Womit auch gleich die beiden Filme genannt wären, auf die „Joker“ am stärksten reflektiert. Wie einst Travis Bickle bekommt auch Arthur Fleck hier einen Nackenschlag nach dem anderen verpasst, wird entweder ignoriert oder verlacht und stellt sich auch im Umgang mit dem anderen Geschlecht sehr ungeschickt an. Bis auch er schließlich seinen eigenen, gewalttätigen Weg aus der Bedeutungslosigkeit findet und damit zu einem Medienphänomen mutiert. Und wenn Fleck eher unvermittelt in einem U-Bahn-Wagen in die Auseinandersetzung mit einer Gruppe unangenehmer Typen gerät und dabei die Waffe zieht, dann ist das fast schon eine 1:1-Umsetzung der entsprechenden Charles Bronson-Sequenz, mit dem Unterschied, dass der dabei natürlich nie gelacht hat.
Story und Kamera kreisen dominant um die Entwicklung des Arthur Fleck vom verhuschten, problembeladenen, aber keinesfalls einzigartigen Loser-Typen zu einem, der schließlich heraussticht und Dinge in die Tat umsetzt, die bei anderen nur Phantasie bleiben. Das wird alles höchst schlüssig und nachvollziehbar erzählt, doch genau das ist eben bei dieser Figur kein Kompliment. Denn was den Joker schon immer (und vor allem bei der Verkörperung durch Heath Ledger) so eindrucksvoll und beklemmend wirken ließ, war eben gerade seine Verweigerung der üblichen, stereotypischen Motive. Er war derjenige, der ohne nachvollziehbaren Grund Schrecken verbreitet, der wahllos zuschlägt und tötet und der durch seine Unberechenbarkeit eine Art von Terror erzeugte, gegen die man mit bekannten Erklärungsansätzen und Methoden machtlos war.
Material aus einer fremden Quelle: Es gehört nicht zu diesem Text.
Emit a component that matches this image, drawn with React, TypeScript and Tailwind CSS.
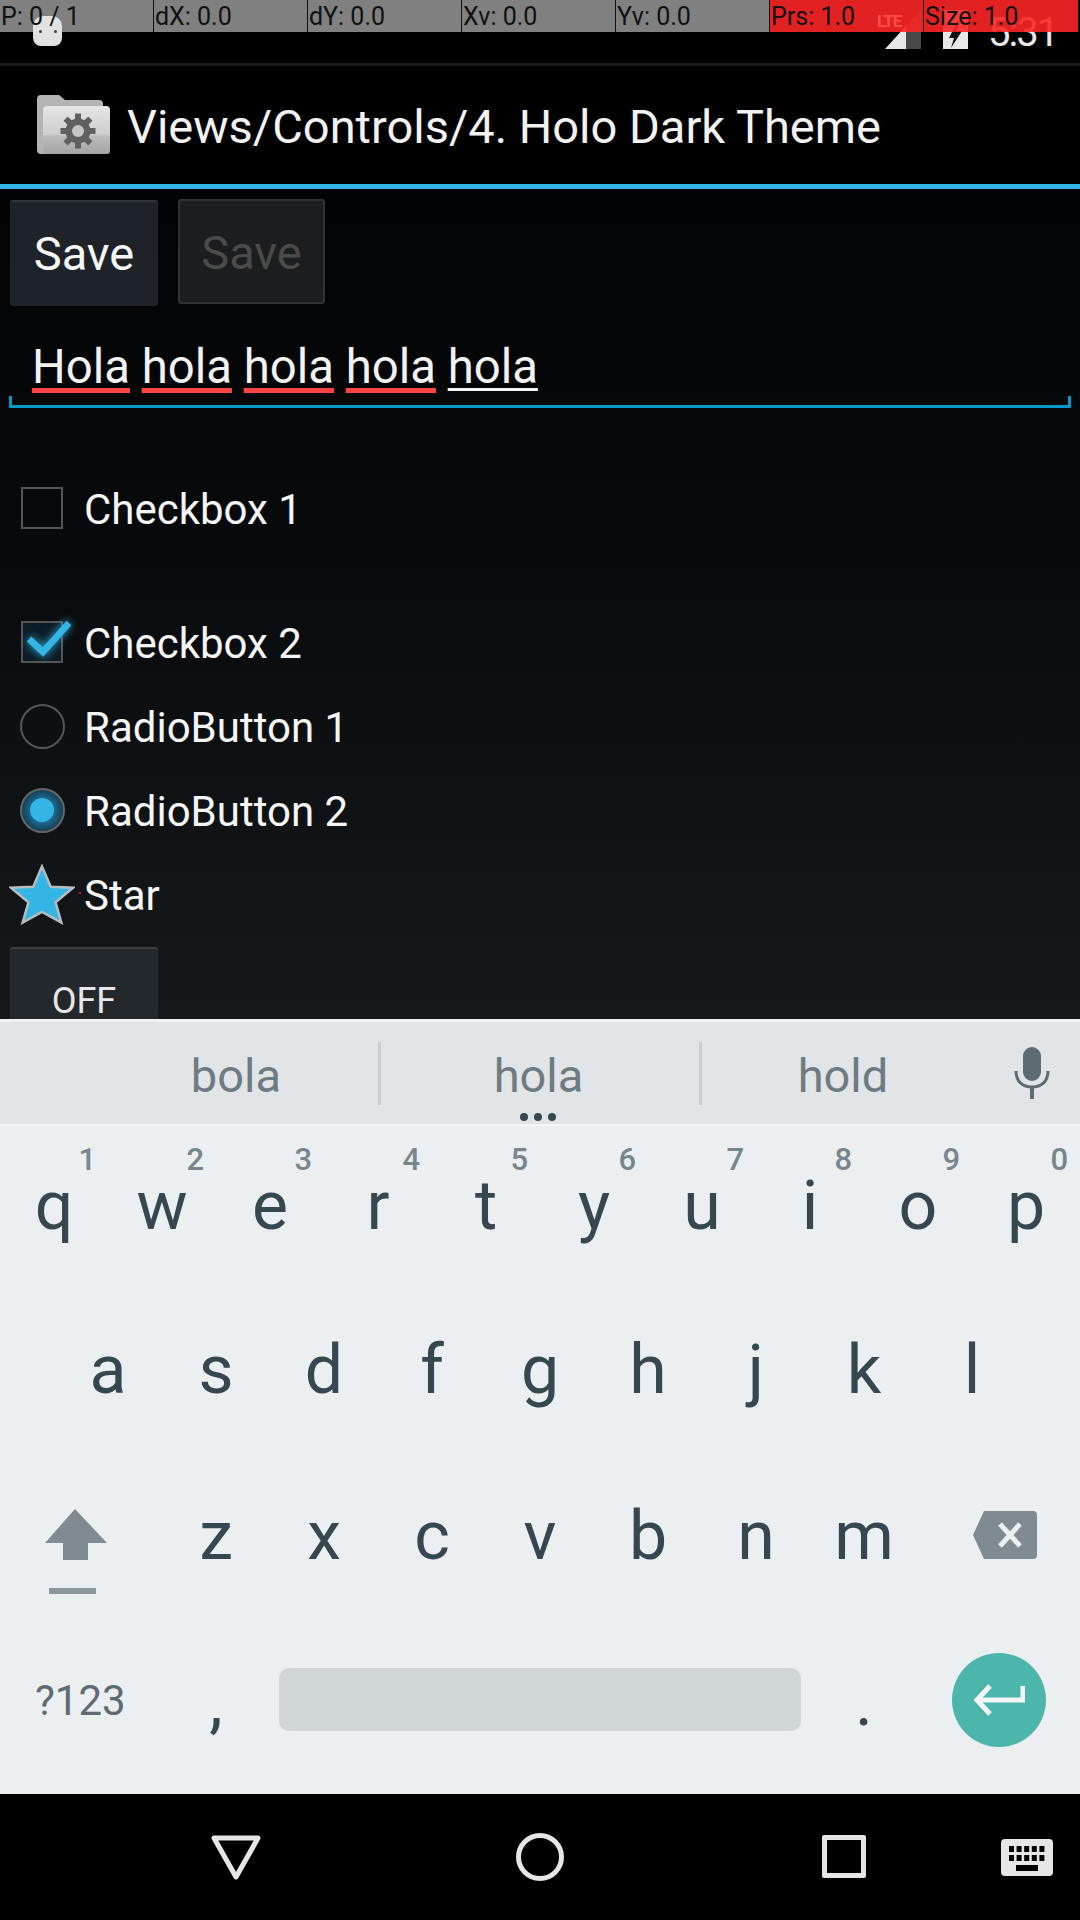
const strip = [
  { label: "P: 0 / 1", red: false },
  { label: "dX: 0.0", red: false },
  { label: "dY: 0.0", red: false },
  { label: "Xv: 0.0", red: false },
  { label: "Yv: 0.0", red: false },
  { label: "Prs: 1.0", red: true },
  { label: "Size: 1.0", red: true },
];

const row1 = [
  ["q", "1"],
  ["w", "2"],
  ["e", "3"],
  ["r", "4"],
  ["t", "5"],
  ["y", "6"],
  ["u", "7"],
  ["i", "8"],
  ["o", "9"],
  ["p", "0"],
];
const row2 = ["a", "s", "d", "f", "g", "h", "j", "k", "l"];
const row3 = ["z", "x", "c", "v", "b", "n", "m"];

function PointerStrip() {
  return (
    <div className="absolute top-0 left-0 w-full h-[32px] flex z-10">
      {strip.map((s, i) => (
        <div
          key={s.label}
          className={`w-[154px] h-full relative text-[25px] leading-[34px] pl-[1px] text-[#111] whitespace-nowrap ${
            i < 6 ? "border-r border-[#111]" : ""
          } ${s.red ? "bg-[#fb2626]/90" : "bg-[#808080]"}`}
        >
          {i === 0 && (
            <div className="absolute left-[33px] top-[16px] w-[29px] h-[30px] rounded-t-[10px] rounded-b-[8px] bg-[#e2e2e2]">
              <div className="absolute left-[6px] top-[14px] w-[3px] h-[3px] rounded-full bg-[#444]" />
              <div className="absolute left-[21px] top-[14px] w-[3px] h-[3px] rounded-full bg-[#444]" />
            </div>
          )}
          {i === 5 && (
            <span className="absolute left-[107px] top-[11px] text-[17px] leading-[20px] font-bold tracking-[-1px] text-[#ff4a4a]">
              LTE
            </span>
          )}
          <span className="relative">{s.label}</span>
        </div>
      ))}
    </div>
  );
}

function StatusBar() {
  return (
    <div className="h-[66px] bg-black border-b-[3px] border-[#1a1a1a] flex items-start justify-end pr-[25px] pt-[14px]">
      <svg width="36" height="39" viewBox="0 0 36 39" className="mt-[-4px]">
        <path d="M0 39 L21 16 V39 Z" fill="#e8e8e8" />
        <path d="M21 16 L36 0 V39 H21 Z" fill="#484848" />
      </svg>
      <svg width="25" height="39" viewBox="0 0 25 39" className="ml-[22px] mt-[-4px]">
        <path d="M0 0 H25 V39 H0 Z" fill="#e8e8e8" />
        <path d="M14 12 L6 28 H11 L8 38 L19 21 H13 L17 12 Z" fill="#111" />
      </svg>
      <span className="ml-[20px] w-[67px] text-[40px] leading-[44px] tracking-[-2px] text-[#e8e8e8] whitespace-nowrap mt-[-3px]">
        5:31
      </span>
    </div>
  );
}

function FolderIcon() {
  return (
    <svg width="74" height="62" viewBox="0 0 74 62">
      <defs>
        <linearGradient id="folderFront" x1="0" y1="0" x2="0" y2="1">
          <stop offset="0" stopColor="#e6e6e6" />
          <stop offset="0.6" stopColor="#cdcdcd" />
          <stop offset="0.62" stopColor="#bdbdbd" />
          <stop offset="1" stopColor="#a4a4a4" />
        </linearGradient>
      </defs>
      <path d="M0 5 Q0 1 4 1 H22 L28 6 H62 Q66 6 66 10 V40 H10 V60 H4 Q0 60 0 56 Z" fill="#b4b4b4" />
      <path d="M6 16 Q6 12 10 12 H69 Q73 12 73 16 V57 Q73 60 70 60 H9 Q6 60 6 57 Z" fill="url(#folderFront)" />
      <g transform="translate(41 37)">
        <circle r="12.5" fill="#606060" />
        {[0, 45, 90, 135, 180, 225, 270, 315].map((a) => (
          <rect key={a} x="-3" y="-17.5" width="6" height="8" fill="#606060" transform={`rotate(${a})`} />
        ))}
        <circle r="6" fill="#c6c6c6" />
      </g>
    </svg>
  );
}

function ActionBar() {
  return (
    <div className="h-[123px] bg-black border-b-[5px] border-[#33b5e5] flex items-center pl-[37px]">
      <FolderIcon />
      <span className="ml-[16px] pt-[4px] text-[47px] text-[#f2f2f2] whitespace-nowrap">
        Views/Controls/4. Holo Dark Theme
      </span>
    </div>
  );
}

function Word({ children, last }: { children: string; last?: boolean }) {
  return (
    <span
      className={
        last
          ? "underline decoration-[#f5f5f5] decoration-[3px] underline-offset-[5px]"
          : "underline decoration-[#ff4444] decoration-[5px] underline-offset-[5px]"
      }
    >
      {children}
    </span>
  );
}

function Row({ icon, label, className }: { icon: React.ReactNode; label: string; className?: string }) {
  return (
    <div className={`h-[84px] flex items-center ${className ?? ""}`}>
      <div className="w-[84px] h-full flex items-center justify-center relative">{icon}</div>
      <span className="pt-[2px] text-[42px] text-[#f5f5f5] whitespace-nowrap">{label}</span>
    </div>
  );
}

function Checked() {
  return (
    <div className="w-[42px] h-[42px] border-2 border-[#555] relative bg-[#0c1c26]">
      <svg
        width="56"
        height="40"
        viewBox="0 0 56 40"
        className="absolute left-[-2px] top-[-2px] overflow-visible drop-shadow-[0_0_4px_#33b5e5]"
      >
        <path d="M8 18 L22 31 L48 2" fill="none" stroke="#33b5e5" strokeWidth="6.5" />
      </svg>
    </div>
  );
}

function Content() {
  return (
    <div className="h-[830px] overflow-hidden bg-gradient-to-b from-[#020304] to-[#16191c]">
      <div className="flex items-start pt-[11px] pl-[10px]">
        <div className="w-[148px] h-[106px] rounded-[3px] bg-[#1d2328] border-t-2 border-[#30353a] flex items-center justify-center text-[47px] text-[#f5f5f5]">
          Save
        </div>
        <div className="ml-[20px] mt-[-1px] pt-[3px] w-[147px] h-[105px] rounded-[3px] bg-[#1b1d1e] border-2 border-[#333] flex items-center justify-center text-[47px] text-[#4a4a4a]">
          Save
        </div>
      </div>
      <div className="mt-[31px] pl-[32px] h-[59px] text-[47.3px] leading-[60px] text-[#f2f2f2] whitespace-nowrap">
        <Word>Hola</Word> <Word>hola</Word> <Word>hola</Word> <Word>hola</Word> <Word last>hola</Word>
      </div>
      <div className="mx-[9px] h-[12px] border-b-[3px] border-x-[3px] border-[#0099cc]" />
      <Row
        className="mt-[58px]"
        label="Checkbox 1"
        icon={<div className="w-[42px] h-[42px] border-2 border-[#555]" />}
      />
      <Row className="mt-[50px]" label="Checkbox 2" icon={<Checked />} />
      <Row label="RadioButton 1" icon={<div className="w-[45px] h-[45px] rounded-full border-2 border-[#555]" />} />
      <Row
        label="RadioButton 2"
        icon={
          <div className="w-[45px] h-[45px] rounded-full border-2 border-[#666] bg-[radial-gradient(circle,#1c6a90_40%,#0e1a22_100%)] flex items-center justify-center">
            <div className="w-[24px] h-[24px] rounded-full bg-[#33b5e5]" />
          </div>
        }
      />
      <Row
        label="Star"
        icon={
          <>
            <svg width="66" height="61" viewBox="0 0 68 62">
              <path
                d="M34 2 L43 23 L66 24 L48 39 L54 60 L34 49 L14 60 L20 39 L2 24 L25 23 Z"
                fill="#33b5e5"
                stroke="#b9bcbe"
                strokeWidth="2.5"
              />
            </svg>
            <div className="absolute left-[79px] top-[40px] w-[2px] h-[2px] bg-[#e01010]" />
          </>
        }
      />
      <div className="ml-[10px] mt-[11px] w-[148px] h-[100px] rounded-[3px] bg-[#23282d] border-t-2 border-[#3c4146] flex justify-center pt-[32px] text-[36px] leading-[40px] text-[#e8e8e8]">
        OFF
      </div>
    </div>
  );
}

function SuggestionStrip() {
  return (
    <div className="h-[107px] border-t-[3px] border-b-[2px] border-t-[#f0f2f3] border-b-[#f4f6f7] bg-[#e1e5e8] flex items-start relative text-[47px] leading-[60px] text-[#6f7b82]">
      <div className="w-[378px] flex justify-end pr-[97px] pt-[24px]">bola</div>
      <div className="w-[3px] h-[63px] bg-[#c8cdd0] mt-[20px]" />
      <div className="w-[318px] flex justify-center pr-[3px] pt-[24px]">hola</div>
      <div className="w-[3px] h-[63px] bg-[#c8cdd0] mt-[20px]" />
      <div className="w-[282px] flex justify-center pt-[24px]">hold</div>
      <svg width="38" height="52" viewBox="0 0 38 52" className="absolute left-[1013px] top-[25px]" fill="#5f6b72">
        <rect x="10" y="0" width="18" height="34" rx="9" />
        <path d="M3 24 C3 35 10 40 19 40 C28 40 35 35 35 24" fill="none" stroke="#5f6b72" strokeWidth="3" />
        <rect x="17" y="40" width="4" height="12" />
      </svg>
      <div className="absolute left-[520px] top-[91px] flex gap-[6px]">
        <div className="w-[8px] h-[8px] rounded-full bg-[#37474f]" />
        <div className="w-[8px] h-[8px] rounded-full bg-[#37474f]" />
        <div className="w-[8px] h-[8px] rounded-full bg-[#37474f]" />
      </div>
    </div>
  );
}

function Key({ ch, hint }: { ch: string; hint?: string }) {
  return (
    <div className="w-[108px] h-full relative flex justify-center pt-[43px] text-[68px] leading-[70px] text-[#37474f]">
      {ch}
      {hint && (
        <span className="absolute right-[12px] top-[16px] text-[31px] leading-[32px] font-medium text-[#78858c]">
          {hint}
        </span>
      )}
    </div>
  );
}

function Keyboard() {
  return (
    <div className="h-[668px] pt-[2px] bg-[#eceff1] flex flex-col">
      <div className="h-[164px] flex">
        {row1.map(([c, h]) => (
          <Key key={c} ch={c} hint={h} />
        ))}
      </div>
      <div className="h-[166px] flex pl-[54px]">
        {row2.map((c) => (
          <Key key={c} ch={c} />
        ))}
      </div>
      <div className="h-[166px] flex pl-[162px] relative">
        {row3.map((c) => (
          <Key key={c} ch={c} />
        ))}
        <svg width="64" height="86" viewBox="0 0 64 86" className="absolute left-[44px] top-[51px]">
          <path d="M31 0 L63 34 H44 V51 H19 V34 H1 Z" fill="#7f8b90" />
          <rect x="5" y="79" width="47" height="6" fill="#8a979d" />
        </svg>
        <svg width="64" height="48" viewBox="0 0 64 48" className="absolute left-[973px] top-[53px]">
          <path d="M11 0 H60 Q64 0 64 4 V44 Q64 48 60 48 H11 L0 24 Z" fill="#7f8b90" />
          <path d="M27 13 L47 35 M47 13 L27 35" stroke="#eceff1" strokeWidth="5" />
        </svg>
      </div>
      <div className="flex-1 relative">
        <span className="absolute left-[35px] top-[53px] text-[42px] leading-[48px] text-[#5f6b72]">?123</span>
        <span className="absolute left-[162px] w-[108px] text-center top-[43px] text-[68px] leading-[70px] text-[#37474f]">
          ,
        </span>
        <div className="absolute left-[279px] top-[44px] w-[522px] h-[63px] rounded-[10px] bg-[#d0d5d8]" />
        <span className="absolute left-[810px] w-[108px] text-center top-[43px] text-[68px] leading-[70px] text-[#37474f]">
          .
        </span>
        <div className="absolute left-[952px] top-[29px] w-[94px] h-[94px] rounded-full bg-[#4db6ac] flex items-center justify-center">
          <svg width="52" height="32" viewBox="0 0 52 32" fill="none" stroke="#f4f6f7" strokeWidth="5">
            <path d="M50 2 V16 H5" />
            <path d="M17 2 L4 16 L17 30" />
          </svg>
        </div>
      </div>
    </div>
  );
}

function NavBar() {
  return (
    <div className="h-[126px] bg-black relative">
      <svg
        width="52"
        height="46"
        viewBox="0 0 52 46"
        className="absolute left-[210px] top-[41px]"
        fill="none"
        stroke="#e6e6e6"
        strokeWidth="5"
      >
        <path d="M4 3 H48 L26 42 Z" strokeLinejoin="round" />
      </svg>
      <div className="absolute left-[516px] top-[39px] w-[48px] h-[48px] rounded-full border-[5px] border-[#e6e6e6]" />
      <div className="absolute left-[822px] top-[41px] w-[44px] h-[43px] rounded-[2px] border-[5px] border-[#e6e6e6]" />
      <svg width="52" height="37" viewBox="0 0 52 37" className="absolute left-[1001px] top-[45px]">
        <rect width="52" height="37" rx="4" fill="#e6e6e6" />
        {[0, 1, 2, 3, 4].map((i) => (
          <g key={i}>
            <rect x={8 + i * 7.6} y="7" width="5" height="6" fill="#000" />
            <rect x={8 + i * 7.6} y="16" width="5" height="6" fill="#000" />
          </g>
        ))}
        <rect x="15" y="26" width="22" height="6" fill="#000" />
      </svg>
    </div>
  );
}

export default function App() {
  return (
    <div className="w-[1080px] h-[1920px] relative overflow-hidden bg-black font-['Roboto',sans-serif]">
      <PointerStrip />
      <StatusBar />
      <ActionBar />
      <Content />
      <SuggestionStrip />
      <Keyboard />
      <NavBar />
    </div>
  );
}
Und letztlich derart hilflos, dass nur eine mindestens genauso absurde, schizophrene Figur wie Batman sich zu einem ernsthaften Gegenspieler aufschwingen konnte, der eine die jeweilige Nemesis des Anderen. Dieser Widerpart fehlt hier nun komplett, es wird lediglich eine recht konstruierte Beziehung zur Familie Wayne aufgebaut, die zumindest einen vagen Bezug zum Batman-Universum herstellt.
Dieser Joker aber erhält von Beginn an unser Verständnis und unsere Sympathie, ist der Außenseiter, der Freak, dem übel mitgespielt wird und aus dem es halt irgendwann herausbricht. Mysteriös oder erschreckend ist eigentlich überhaupt nichts an dieser Figur, und das muss als Enttäuschung empfunden werden, denn es nimmt ihr fast komplett ihren Reiz. Joaquin Phoenix ist dabei nichts vorzuwerfen, er agiert absolut glaubwürdig und nicht so bemüht überzogen wie etwa ein Jared Leto in „Suicide Squad“ (und im Grunde damals auch Jack Nicholson). Robert De Niro sehen wir immerhin mal wieder in einer etwas seriöseren Rolle, aber wirklich anspruchsvoll ist die des etwas schmierigen Talk Show-Hosts auch nicht und es wirkt eher wie ein PR-Stunt, den Darsteller des „Taxi Driver“ und auch des „King of Comedy“ hier auf der seinen damaligen Rollen genau entgegengesetzten Seite zu besetzen.
Der Ansatz, sich vom bisher sowieso nicht allzu gut funktionierenden, verbundenen DC-Filmuniversum zu lösen und eigenständige Geschichten zu erzählen, die in der Tonalität völlig anders ausfallen, ist sicher nicht verkehrt und bietet mehr Möglichkeiten als das ständige Bemühen, die Marvel-Filme zu kopieren. Und der zweifellos aus der Art der Comicverfilmungen schlagende „Joker“ wird dabei wie es ausschaut auch als großer Kritiker- und Publikumserfolg verbucht werden. Wer etwas genauer hinschaut könnte jedoch zu dem Ergebnis kommen, dass dieser Film weder besonders aufregend noch originell ausgefallen ist. Denn der Kaiser trägt gar keine neuen Kleider, sondern kommt ziemlich nackt daher.